Não sei se foi aquilo a que, na altura, eu e o meu irmão chamávamos na brincadeira o “presente inteligente” (um estratagema que consistia em oferecer a alguém próximo uma coisa que nós próprios gostaríamos de ter) ou se achei realmente que o livro iria agradar ao destinatário.
Uma coisa é certa: depois de o ter oferecido, fui o primeiro lá em casa a lê-lo de uma ponta à outra.
A biografia de Mao por Jung Chang não apenas reconstitui o percurso desta figura controversa como conta a história de um dos mais pavorosos crimes contra a humanidade alguma vez cometidos.
Se o leitor pensa que estou a exagerar, leia a seguinte passagem: Perto de 38 milhões de pessoas morreram de fome e excesso de trabalho no Grande Salto em Frente e no período de fome que durou quatro anos (1958-1961). Este número é confirmado pelo próprio n.º 2 de Mao, Liu Shao-Chi.
O que provocou tamanha hecatombe não foi maldade pura, mas antes medidas voluntaristas e metas megalômanas. Um exemplo quase caricatural: Mao designou os pardais como uma das “Quatro Pragas” e mobilizou a população inteira para abanar paus e vassouras para criar um barulho gigantesco que espantasse os pardais impedindo-os de posarem para que caíssem de fadiga e fossem apanhados e mortos pelas multidões.

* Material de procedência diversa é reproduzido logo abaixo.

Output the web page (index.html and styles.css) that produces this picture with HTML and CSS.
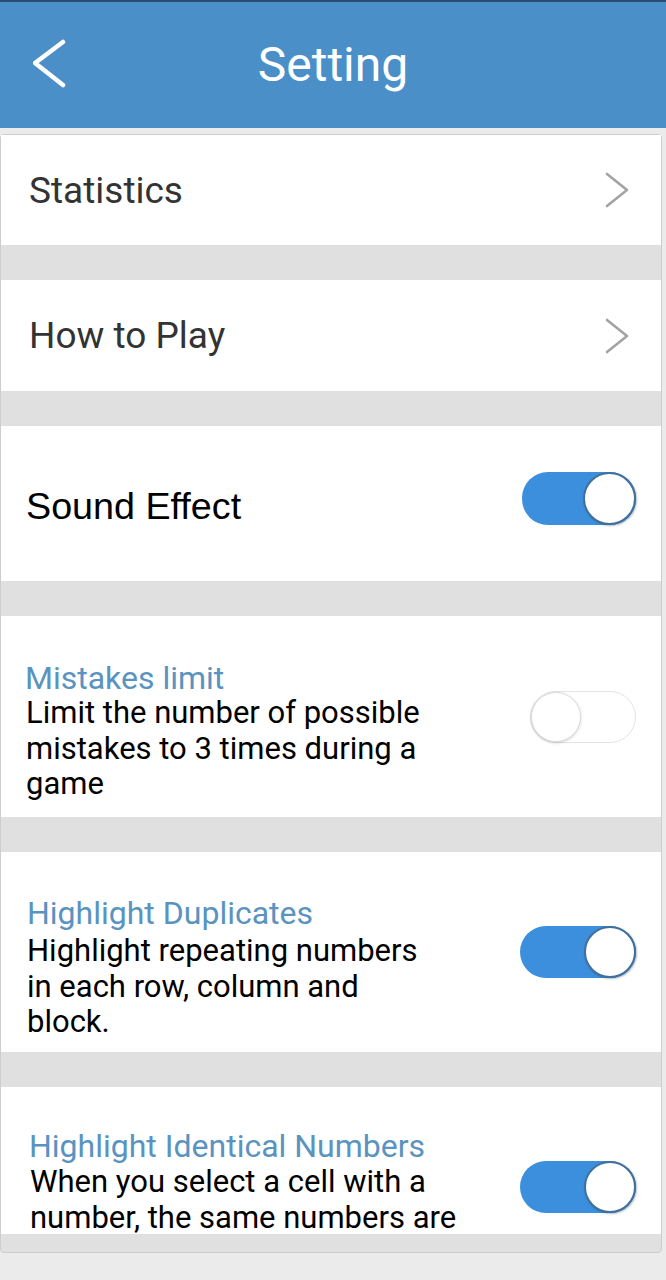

Mao: A História Desconhecida está cheio de exemplos destes de delírio e tragédia.
Julgo no entanto, que apesar de toda a sua riqueza, a autora falha em não reconhecer que o reinado de terror de Mao transformou de facto a China de uma sociedade arcaica, pouco produtiva e incapaz de se defender, numa temível potência moderna.